┌──
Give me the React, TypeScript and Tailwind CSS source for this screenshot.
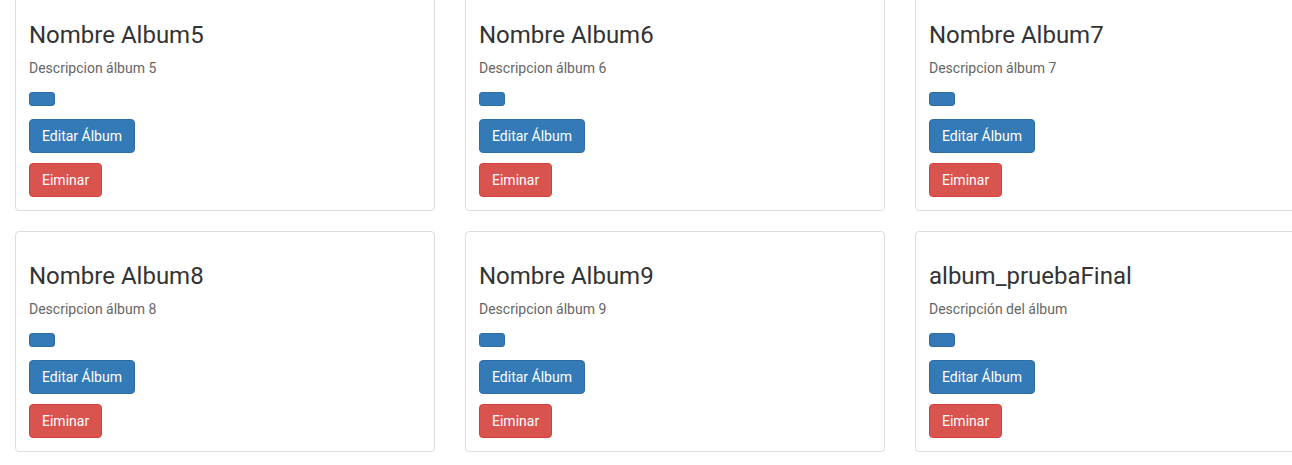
const albums = [
  { name: "Nombre Album5", desc: "Descripcion álbum 5" },
  { name: "Nombre Album6", desc: "Descripcion álbum 6" },
  { name: "Nombre Album7", desc: "Descripcion álbum 7" },
  { name: "Nombre Album8", desc: "Descripcion álbum 8" },
  { name: "Nombre Album9", desc: "Descripcion álbum 9" },
  { name: "album_pruebaFinal", desc: "Descripción del álbum" },
];

function AlbumCard({ name, desc }: { name: string; desc: string }) {
  return (
    <div className="flex flex-col items-start border border-[#dddddd] rounded-[4px] bg-white px-[13px] pt-[13px] pb-[13px]">
      <h3 className="mt-[18px] text-[24px] leading-[26px] text-[#333333] font-normal">{name}</h3>
      <p className="mt-[10px] text-[14px] leading-[20px] text-[#666666]">{desc}</p>
      <span className="mt-[14px] w-[26px] h-[14px] rounded-[3px] bg-[#337ab7] border border-[#2e6da4]" />
      <button className="mt-[13px] h-[34px] px-[12px] text-[14px] leading-[20px] text-white bg-[#337ab7] border border-[#2e6da4] rounded-[4px]">
        Editar Álbum
      </button>
      <button className="mt-[10px] h-[34px] px-[12px] text-[14px] leading-[20px] text-white bg-[#d9534f] border border-[#d43f3a] rounded-[4px]">
        Eiminar
      </button>
    </div>
  );
}

export default function App() {
  return (
    <div className="w-[1292px] h-[465px] overflow-hidden bg-white font-['Roboto',_'Liberation_Sans',_sans-serif]">
      <div className="-mt-[10px] w-[1350px] pl-[15px] grid grid-cols-[420px_420px_420px] gap-x-[30px] gap-y-[20px]">
        {albums.map((a) => (
          <AlbumCard key={a.name} name={a.name} desc={a.desc} />
        ))}
      </div>
    </div>
  );
}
└──
REQUIREMENT:
Quote the material in full and exactly; do not carry over its pictures.

PROBLEM SOLUTION:
Give me the React, TypeScript and Tailwind CSS source for this screenshot.
const albums = [
  { name: "Nombre Album5", desc: "Descripcion álbum 5" },
  { name: "Nombre Album6", desc: "Descripcion álbum 6" },
  { name: "Nombre Album7", desc: "Descripcion álbum 7" },
  { name: "Nombre Album8", desc: "Descripcion álbum 8" },
  { name: "Nombre Album9", desc: "Descripcion álbum 9" },
  { name: "album_pruebaFinal", desc: "Descripción del álbum" },
];

function AlbumCard({ name, desc }: { name: string; desc: string }) {
  return (
    <div className="flex flex-col items-start border border-[#dddddd] rounded-[4px] bg-white px-[13px] pt-[13px] pb-[13px]">
      <h3 className="mt-[18px] text-[24px] leading-[26px] text-[#333333] font-normal">{name}</h3>
      <p className="mt-[10px] text-[14px] leading-[20px] text-[#666666]">{desc}</p>
      <span className="mt-[14px] w-[26px] h-[14px] rounded-[3px] bg-[#337ab7] border border-[#2e6da4]" />
      <button className="mt-[13px] h-[34px] px-[12px] text-[14px] leading-[20px] text-white bg-[#337ab7] border border-[#2e6da4] rounded-[4px]">
        Editar Álbum
      </button>
      <button className="mt-[10px] h-[34px] px-[12px] text-[14px] leading-[20px] text-white bg-[#d9534f] border border-[#d43f3a] rounded-[4px]">
        Eiminar
      </button>
    </div>
  );
}

export default function App() {
  return (
    <div className="w-[1292px] h-[465px] overflow-hidden bg-white font-['Roboto',_'Liberation_Sans',_sans-serif]">
      <div className="-mt-[10px] w-[1350px] pl-[15px] grid grid-cols-[420px_420px_420px] gap-x-[30px] gap-y-[20px]">
        {albums.map((a) => (
          <AlbumCard key={a.name} name={a.name} desc={a.desc} />
        ))}
      </div>
    </div>
  );
}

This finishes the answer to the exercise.